Soudan : après deux ans de guerre, les Nations unies évoquent « la plus grande crise humanitaire au monde »
Deux ans après le début de la guerre civile au Soudan, le conflit perdure. La population est confrontée à la famine, à une violence généralisée et à des déplacements dévastateurs qui confrontent le pays à une crise humanitaire sans précédent.
Après trente ans de règne d’Omar el-Béchir, renversé en 2019, le général Abdel Fattah al-Burhane s’est emparé du pouvoir en 2021 lors d'un putsch. Le 15 avril 2023, un conflit a éclaté entre l'armée soudanaise et l’ancien adjoint d’al-Burhane, le général Mohamed Hamdane Daglo, qui commande les paramilitaires des Forces de soutien rapide (FSR). Plus de deux ans après le début des combats, le conflit s’enlise. L'armée, qui semble vouloir obtenir une victoire totale, refuse les pourparlers, tandis que les FSR cherchent à étendre la guerre à de nouvelles zones, dont le nord du Soudan, jusque-là épargné.
Les deux camps bénéficient toujours d'un important soutien extérieur (armes, fournitures) pour poursuivre les combats. Cette guerre menace la stabilité des pays voisins, le Tchad et le Soudan du Sud. Au début de la guerre, l’armée a été chassée de la capitale, Khartoum, par les FSR et s’était repliée à l’Est pour transférer le siège du gouvernement à Port-Soudan. Fin mars 2025, l'armée soudanaise a repris Khartoum, y compris le palais présidentiel, et pense ainsi avoir sauvé l'État de la ruine.
La guerre touche pourtant 17 des 18 États du pays. Les conséquences pour les civils sont désastreuses : bombardements aveugles dans des zones habitées, exécutions sommaires, violences sexuelles utilisées comme arme de guerre, torture, disparitions forcées et pillages généralisés. Tous ces actes relèvent de crimes de guerre et certains peuvent également constituer des crimes contre l’humanité, selon la FIDH (Fédération internationale pour les droits humains). L’ONG Acled indique que plus de 2 800 cas de violences ont été commis contre des civils depuis 2023, notamment des attaques de groupes armés, des enlèvements, et des violences sexuelles. Amnesty International dénonce, dans un rapport publié le 10 avril 2025, le recours généralisé aux violences sexuelles (viols, esclavage sexuel, torture, etc.) par les FSR, dans le but d’humilier, d’asseoir leur contrôle et de déplacer des populations dans l’ensemble du pays. Les préjudices physiques et psychologiques pour les victimes et leurs familles sont dévastateurs., En outre, le Soudan figurait parmi les endroits les plus meurtriers pour les journalistes, derrière Gaza, en 2024. Plus de 400 journalistes ont fui le pays depuis le début de la guerre.

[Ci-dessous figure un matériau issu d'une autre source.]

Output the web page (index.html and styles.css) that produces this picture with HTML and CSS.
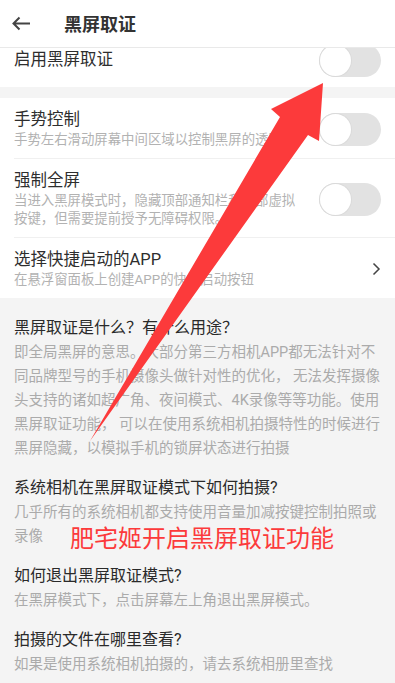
FILE: index.html
```html
<!DOCTYPE html>
<html lang="zh-CN">

<head>
    <meta charset="UTF-8">
    <title>黑屏取证</title>
    <link rel="stylesheet" href="styles.css">
</head>

<body>
    <div class="screen">
        <header class="topbar">
            <svg class="back" width="24" height="24" viewBox="0 0 24 24">
                <path d="M21 12.5H4.5M10.5 6.5l-6 6 6 6" />
            </svg>
            <h1 class="topbar-title">黑屏取证</h1>
        </header>

        <div class="content">
            <!-- first row is scrolled half under the bar -->
            <section class="group">
                <div class="item item-cut">
                    <div class="item-inner">
                        <div class="item-text">
                            <div class="item-title">启用黑屏取证</div>
                        </div>
                        <span class="switch"></span>
                    </div>
                </div>
            </section>

            <section class="group">
                <div class="item">
                    <div class="item-inner">
                        <div class="item-text">
                            <div class="item-title">手势控制</div>
                            <div class="item-desc one-line">手势左右滑动屏幕中间区域以控制黑屏的透明度</div>
                        </div>
                        <span class="switch"></span>
                    </div>
                </div>
                <div class="item">
                    <div class="item-inner">
                        <div class="item-text">
                            <div class="item-title">强制全屏</div>
                            <div class="item-desc">当进入黑屏模式时，隐藏顶部通知栏和底部虚拟<br>按键，但需要提前授予无障碍权限。</div>
                        </div>
                        <span class="switch"></span>
                    </div>
                </div>
                <div class="item">
                    <div class="item-inner">
                        <div class="item-text">
                            <div class="item-title">选择快捷启动的APP</div>
                            <div class="item-desc">在悬浮窗面板上创建APP的快捷启动按钮</div>
                        </div>
                        <svg class="chevron" width="9" height="14" viewBox="0 0 9 14">
                            <path d="M1.5 1.5l5.5 5.5-5.5 5.5" />
                        </svg>
                    </div>
                </div>
            </section>

            <section class="faq">
                <div class="faq-item">
                    <h2>黑屏取证是什么？有什么用途？</h2>
                    <p>即全局黑屏的意思。大部分第三方相机APP都无法针对不<br>同品牌型号的手机摄像头做针对性的优化， 无法发挥摄像<br>头支持的诸如超广角、夜间模式、4K录像等等功能。使用<br>黑屏取证功能， 可以在使用系统相机拍摄特性的时候进行<br>黑屏隐藏，以模拟手机的锁屏状态进行拍摄</p>
                </div>
                <div class="faq-item">
                    <h2>系统相机在黑屏取证模式下如何拍摄?</h2>
                    <p>几乎所有的系统相机都支持使用音量加减按键控制拍照或<br>录像</p>
                </div>
                <div class="faq-item">
                    <h2>如何退出黑屏取证模式?</h2>
                    <p>在黑屏模式下，点击屏幕左上角退出黑屏模式。</p>
                </div>
                <div class="faq-item">
                    <h2>拍摄的文件在哪里查看?</h2>
                    <p>如果是使用系统相机拍摄的，请去系统相册里查找</p>
                </div>
            </section>
        </div>

        <!-- red annotation drawn over the screenshot -->
        <svg class="mark-arrow" width="395" height="683" viewBox="0 0 395 683">
            <polygon points="323,83 319,141 308,135 90,441 280,117 271,109" />
        </svg>
        <div class="mark-caption">肥宅姬开启黑屏取证功能</div>
    </div>
</body>

</html>
```

FILE: styles.css
```css
html,
body {
    margin: 0;
    padding: 0;
}

body {
    background-color: #f4f4f4;
    font-family: Roboto, "Noto Sans CJK SC", sans-serif;
    color: #2e2e2e;
}

.screen {
    position: relative;
    width: 395px;
    height: 683px;
    overflow: hidden;
}

/* top bar */
.topbar {
    display: flex;
    align-items: center;
    height: 47px;
    background-color: #fff;
    border-bottom: 1px solid #e9e9e9;
}

.back {
    margin-left: 9px;
    margin-top: -2px;
}

.back path {
    fill: none;
    stroke: #444;
    stroke-width: 2;
}

.topbar-title {
    margin: -2px 0 0 31px;
    font-size: 18px;
    font-weight: 700;
    color: #333;
}

.content {
    overflow: hidden;
}

/* settings rows */
.group + .group {
    margin-top: 11px;
}

.item {
    background-color: #fff;
    padding-left: 14px;
}

.item-inner {
    display: flex;
    align-items: center;
    padding: 11px 14px 9px 0;
    border-bottom: 1px solid #f0f0f0;
}

.item:last-child .item-inner {
    border-bottom: none;
}

.item-cut {
    margin-top: -15px;
}

.item-cut .item-inner {
    height: 54px;
    padding: 0 14px 0 0;
    box-sizing: border-box;
}

.item-text {
    flex: 1;
    min-width: 0;
}

.item-title {
    font-size: 16.5px;
    line-height: 22px;
    color: #2e2e2e;
}

.item-desc {
    font-size: 13.4px;
    line-height: 18px;
    color: #b2b2b2;
    white-space: nowrap;
}

.one-line {
    overflow: hidden;
    text-overflow: ellipsis;
    margin-right: 10px;
}

.switch {
    position: relative;
    flex: none;
    width: 62px;
    height: 33px;
    border-radius: 17px;
    background-color: #e2e2e2;
}

.switch::before {
    content: "";
    position: absolute;
    left: 1px;
    top: 1px;
    width: 31px;
    height: 31px;
    border-radius: 50%;
    background-color: #fff;
    box-shadow: 0 0 0 1px #dadada;
}

.chevron {
    flex: none;
    margin-right: 0;
}

.chevron path {
    fill: none;
    stroke: #444;
    stroke-width: 1.5;
}

/* questions */
.faq {
    padding: 18px 14px 0;
}

.faq-item + .faq-item {
    margin-top: 15px;
}

.faq h2 {
    margin: 0 0 1px;
    font-size: 16px;
    font-weight: 400;
    line-height: 24px;
    color: #2a2a2a;
}

.faq p {
    margin: 0;
    font-size: 14.5px;
    line-height: 24px;
    color: #ababab;
    white-space: nowrap;
}

/* annotation */
.mark-arrow {
    position: absolute;
    left: 0;
    top: 0;
}

.mark-arrow polygon {
    fill: #fc3a3b;
}

.mark-caption {
    position: absolute;
    left: 70px;
    top: 527px;
    font-size: 24px;
    line-height: 24px;
    color: #fc3a3b;
    white-space: nowrap;
}
```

Le conflit a provoqué l’effondrement des services de base, la paralysie des circuits d’approvisionnement humanitaire et une hausse exponentielle des besoins, d’après l’ONU. La moitié de la population, soit 30 millions de personnes, est confrontée à la famine. Il s’agit d’après l’ONU de « la plus grande crise humanitaire au monde », qui pourrait encore s'aggraver. Elle touche de manière disproportionnée les femmes et les enfants, dont l’immense majorité est déscolarisée.
Depuis le 15 avril 2023, près de 13 millions de Soudanais ont été contraints de fuir les combats, soit plus d’un quart de la population totale. Parmi eux, 8,9 millions sont déplacés à l’intérieur du pays, dont 53 % sont des enfants, tandis qu’environ 3,8 millions sont réfugiés dans les pays voisins (Égypte, Soudan du Sud et Tchad), souvent dans des conditions de vie très difficiles. Le Tchad a connu ces dernières semaines un nouvel afflux de personnes déplacées de force.